Go through the records and extract every line with the word "page".

[Front-end source files]
## START

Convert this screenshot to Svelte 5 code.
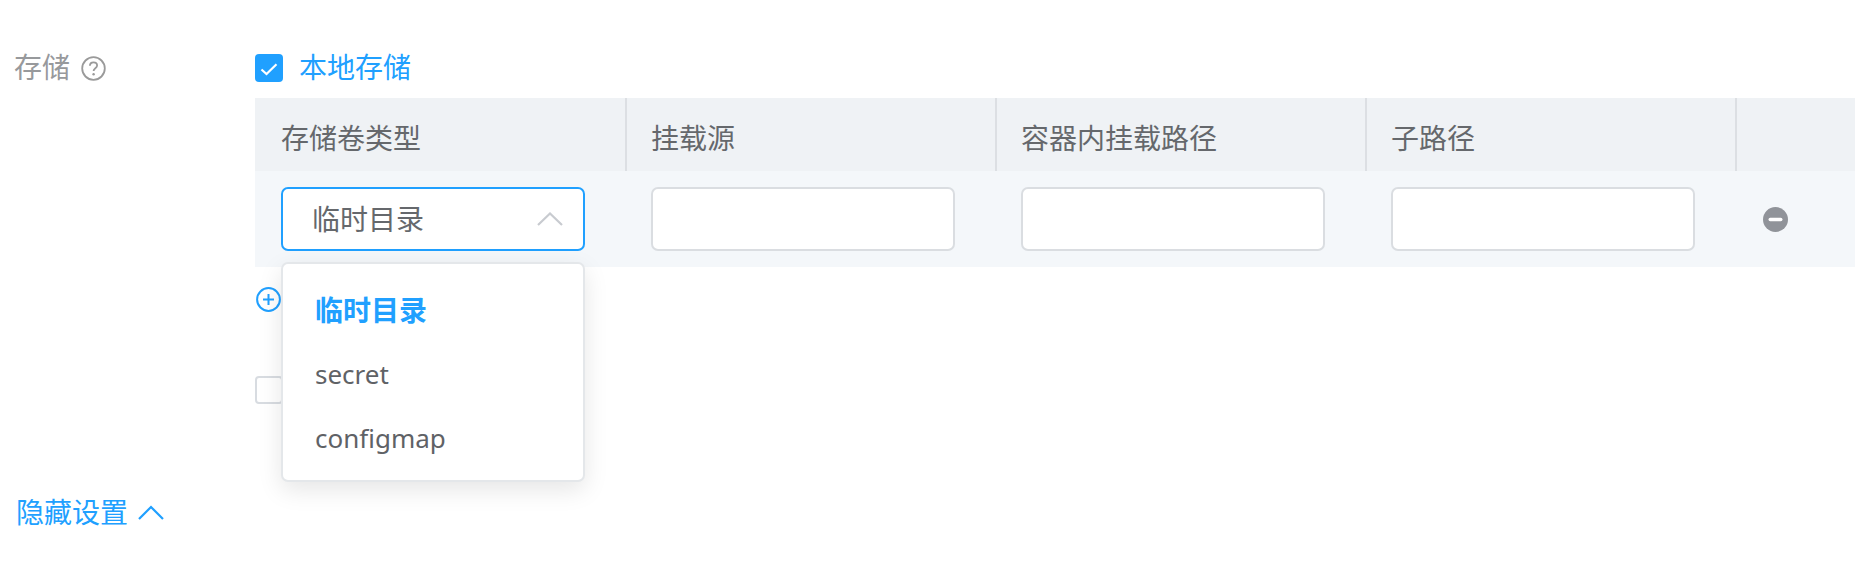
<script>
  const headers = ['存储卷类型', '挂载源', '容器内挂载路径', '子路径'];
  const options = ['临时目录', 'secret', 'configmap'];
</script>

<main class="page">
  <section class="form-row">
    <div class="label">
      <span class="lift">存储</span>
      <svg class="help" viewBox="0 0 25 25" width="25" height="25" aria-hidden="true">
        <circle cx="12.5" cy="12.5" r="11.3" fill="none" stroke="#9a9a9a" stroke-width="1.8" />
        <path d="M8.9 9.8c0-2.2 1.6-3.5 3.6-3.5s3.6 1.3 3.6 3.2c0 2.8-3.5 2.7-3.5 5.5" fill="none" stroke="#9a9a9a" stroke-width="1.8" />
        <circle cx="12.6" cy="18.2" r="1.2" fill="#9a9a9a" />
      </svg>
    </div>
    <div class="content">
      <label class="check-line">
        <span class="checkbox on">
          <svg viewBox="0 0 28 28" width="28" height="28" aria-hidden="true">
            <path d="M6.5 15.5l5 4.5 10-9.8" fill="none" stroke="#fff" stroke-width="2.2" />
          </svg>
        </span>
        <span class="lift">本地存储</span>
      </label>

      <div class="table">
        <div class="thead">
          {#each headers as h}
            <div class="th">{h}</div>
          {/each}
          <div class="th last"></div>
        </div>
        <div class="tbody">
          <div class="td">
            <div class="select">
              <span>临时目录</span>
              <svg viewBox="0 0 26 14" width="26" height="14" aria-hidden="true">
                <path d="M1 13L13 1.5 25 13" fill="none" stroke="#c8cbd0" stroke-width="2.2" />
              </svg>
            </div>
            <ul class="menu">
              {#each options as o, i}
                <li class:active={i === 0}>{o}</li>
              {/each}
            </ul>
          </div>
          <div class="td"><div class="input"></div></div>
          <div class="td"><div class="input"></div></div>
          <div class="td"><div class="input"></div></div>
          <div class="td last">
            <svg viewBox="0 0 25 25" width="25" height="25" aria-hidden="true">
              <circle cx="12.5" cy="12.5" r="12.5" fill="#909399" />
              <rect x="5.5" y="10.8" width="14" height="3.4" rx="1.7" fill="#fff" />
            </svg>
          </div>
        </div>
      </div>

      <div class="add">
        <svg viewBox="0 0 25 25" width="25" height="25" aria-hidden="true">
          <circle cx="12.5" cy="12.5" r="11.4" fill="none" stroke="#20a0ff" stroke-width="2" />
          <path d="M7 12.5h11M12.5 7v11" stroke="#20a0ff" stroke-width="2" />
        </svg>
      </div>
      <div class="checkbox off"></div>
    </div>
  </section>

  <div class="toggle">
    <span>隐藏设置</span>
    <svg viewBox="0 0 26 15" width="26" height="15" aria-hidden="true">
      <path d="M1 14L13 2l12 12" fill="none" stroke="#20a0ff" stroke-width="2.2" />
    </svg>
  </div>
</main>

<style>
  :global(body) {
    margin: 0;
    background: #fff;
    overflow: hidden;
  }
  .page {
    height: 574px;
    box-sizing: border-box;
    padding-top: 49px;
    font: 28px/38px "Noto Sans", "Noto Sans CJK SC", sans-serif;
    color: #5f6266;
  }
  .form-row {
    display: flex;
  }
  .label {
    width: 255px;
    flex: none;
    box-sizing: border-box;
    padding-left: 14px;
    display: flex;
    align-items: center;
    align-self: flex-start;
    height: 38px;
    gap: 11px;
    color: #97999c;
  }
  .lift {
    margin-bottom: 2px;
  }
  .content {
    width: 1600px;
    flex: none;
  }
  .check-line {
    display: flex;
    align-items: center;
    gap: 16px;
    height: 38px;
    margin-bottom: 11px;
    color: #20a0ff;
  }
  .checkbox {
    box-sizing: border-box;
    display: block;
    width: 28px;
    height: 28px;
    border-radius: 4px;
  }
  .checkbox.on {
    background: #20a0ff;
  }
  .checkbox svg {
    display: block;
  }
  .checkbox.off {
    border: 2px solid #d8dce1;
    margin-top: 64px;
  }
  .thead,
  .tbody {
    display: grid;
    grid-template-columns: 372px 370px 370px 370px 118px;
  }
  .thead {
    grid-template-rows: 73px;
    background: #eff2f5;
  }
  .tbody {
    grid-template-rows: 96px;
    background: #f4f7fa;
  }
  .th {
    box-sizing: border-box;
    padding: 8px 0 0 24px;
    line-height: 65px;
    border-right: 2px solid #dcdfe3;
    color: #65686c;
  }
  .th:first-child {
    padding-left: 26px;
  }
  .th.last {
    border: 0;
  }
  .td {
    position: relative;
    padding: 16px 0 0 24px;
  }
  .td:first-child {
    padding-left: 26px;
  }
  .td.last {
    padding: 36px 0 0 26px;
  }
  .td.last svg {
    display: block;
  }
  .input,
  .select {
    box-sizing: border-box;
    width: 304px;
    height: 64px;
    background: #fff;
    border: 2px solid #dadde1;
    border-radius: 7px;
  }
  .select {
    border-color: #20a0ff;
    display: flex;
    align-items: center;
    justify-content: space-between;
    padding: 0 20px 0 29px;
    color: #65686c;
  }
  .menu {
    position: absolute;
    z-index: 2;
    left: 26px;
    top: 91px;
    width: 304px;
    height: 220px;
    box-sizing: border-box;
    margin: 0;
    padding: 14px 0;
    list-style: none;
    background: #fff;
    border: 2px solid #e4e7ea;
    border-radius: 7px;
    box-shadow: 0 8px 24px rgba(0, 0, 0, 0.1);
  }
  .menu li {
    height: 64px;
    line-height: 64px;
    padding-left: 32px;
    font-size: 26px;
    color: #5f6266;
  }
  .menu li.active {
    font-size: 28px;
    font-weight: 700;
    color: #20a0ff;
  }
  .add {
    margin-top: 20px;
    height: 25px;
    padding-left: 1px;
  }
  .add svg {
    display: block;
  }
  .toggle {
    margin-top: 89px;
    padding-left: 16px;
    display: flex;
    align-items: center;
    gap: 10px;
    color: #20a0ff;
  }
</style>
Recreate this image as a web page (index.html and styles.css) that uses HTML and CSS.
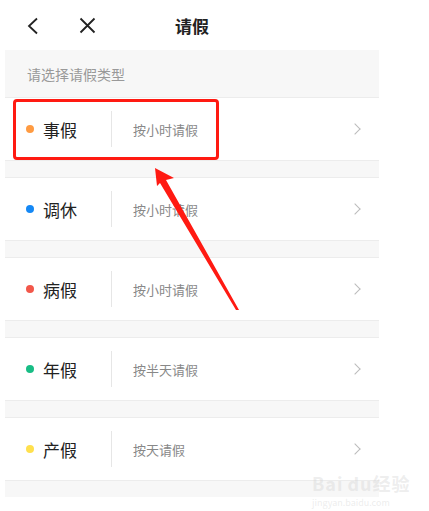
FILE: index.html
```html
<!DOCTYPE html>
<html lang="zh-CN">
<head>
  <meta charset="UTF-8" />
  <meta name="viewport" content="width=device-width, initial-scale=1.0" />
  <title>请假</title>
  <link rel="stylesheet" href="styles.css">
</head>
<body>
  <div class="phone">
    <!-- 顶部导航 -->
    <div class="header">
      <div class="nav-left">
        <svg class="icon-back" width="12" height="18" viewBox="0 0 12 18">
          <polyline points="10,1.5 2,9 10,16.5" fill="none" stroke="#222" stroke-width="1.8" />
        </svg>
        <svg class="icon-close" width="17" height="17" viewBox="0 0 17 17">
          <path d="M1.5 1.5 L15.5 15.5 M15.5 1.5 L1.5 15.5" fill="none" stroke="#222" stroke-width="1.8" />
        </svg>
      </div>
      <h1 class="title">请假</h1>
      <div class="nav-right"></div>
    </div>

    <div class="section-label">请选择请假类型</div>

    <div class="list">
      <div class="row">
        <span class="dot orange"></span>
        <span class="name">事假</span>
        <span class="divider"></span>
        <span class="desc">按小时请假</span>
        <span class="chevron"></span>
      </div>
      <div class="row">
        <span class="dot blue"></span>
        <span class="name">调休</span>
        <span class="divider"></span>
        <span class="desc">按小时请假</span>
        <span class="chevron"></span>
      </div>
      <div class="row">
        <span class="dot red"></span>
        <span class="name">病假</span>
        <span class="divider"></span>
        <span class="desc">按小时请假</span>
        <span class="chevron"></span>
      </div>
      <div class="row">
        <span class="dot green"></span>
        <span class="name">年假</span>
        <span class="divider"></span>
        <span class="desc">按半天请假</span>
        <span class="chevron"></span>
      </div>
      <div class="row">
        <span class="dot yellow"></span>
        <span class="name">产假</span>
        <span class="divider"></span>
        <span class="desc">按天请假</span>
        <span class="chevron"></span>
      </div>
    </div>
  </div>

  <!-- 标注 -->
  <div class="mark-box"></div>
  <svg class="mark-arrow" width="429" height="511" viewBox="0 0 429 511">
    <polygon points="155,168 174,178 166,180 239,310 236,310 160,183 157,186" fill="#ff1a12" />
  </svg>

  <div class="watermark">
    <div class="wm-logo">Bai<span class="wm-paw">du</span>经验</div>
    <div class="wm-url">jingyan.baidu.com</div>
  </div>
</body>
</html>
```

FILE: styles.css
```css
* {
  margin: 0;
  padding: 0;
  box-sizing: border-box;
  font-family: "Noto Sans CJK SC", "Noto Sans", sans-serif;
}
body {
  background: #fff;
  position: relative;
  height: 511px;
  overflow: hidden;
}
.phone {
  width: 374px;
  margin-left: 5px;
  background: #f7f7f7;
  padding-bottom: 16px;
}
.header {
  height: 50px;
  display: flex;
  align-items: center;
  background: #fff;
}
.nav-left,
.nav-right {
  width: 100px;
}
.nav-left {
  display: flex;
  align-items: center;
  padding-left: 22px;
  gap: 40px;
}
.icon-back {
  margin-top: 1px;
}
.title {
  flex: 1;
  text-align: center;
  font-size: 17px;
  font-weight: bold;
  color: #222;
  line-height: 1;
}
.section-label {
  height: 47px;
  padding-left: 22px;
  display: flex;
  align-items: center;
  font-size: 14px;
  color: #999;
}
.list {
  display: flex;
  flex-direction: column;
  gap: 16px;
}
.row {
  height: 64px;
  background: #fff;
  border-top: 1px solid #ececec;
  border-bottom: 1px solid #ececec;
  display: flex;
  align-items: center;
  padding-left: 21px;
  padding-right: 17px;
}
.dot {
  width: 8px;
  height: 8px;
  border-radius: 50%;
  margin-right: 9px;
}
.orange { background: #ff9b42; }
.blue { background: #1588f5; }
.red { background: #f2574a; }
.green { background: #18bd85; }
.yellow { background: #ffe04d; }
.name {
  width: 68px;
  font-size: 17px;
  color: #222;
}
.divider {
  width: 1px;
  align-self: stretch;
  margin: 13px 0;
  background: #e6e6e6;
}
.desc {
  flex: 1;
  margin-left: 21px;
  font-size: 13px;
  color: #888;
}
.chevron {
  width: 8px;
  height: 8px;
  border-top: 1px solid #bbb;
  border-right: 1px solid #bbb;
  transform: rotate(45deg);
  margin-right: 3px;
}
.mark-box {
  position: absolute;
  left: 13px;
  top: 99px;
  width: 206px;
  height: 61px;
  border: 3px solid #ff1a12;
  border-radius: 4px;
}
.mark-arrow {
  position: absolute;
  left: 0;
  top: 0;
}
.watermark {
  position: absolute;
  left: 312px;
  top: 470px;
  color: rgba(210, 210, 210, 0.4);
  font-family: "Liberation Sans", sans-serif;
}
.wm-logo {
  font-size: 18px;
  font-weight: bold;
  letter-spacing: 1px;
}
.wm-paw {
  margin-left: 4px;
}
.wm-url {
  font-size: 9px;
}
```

## END

### SOLUTION
<main class="page">
  .page {
Recreate this image as a web page (index.html and styles.css) that uses HTML and CSS.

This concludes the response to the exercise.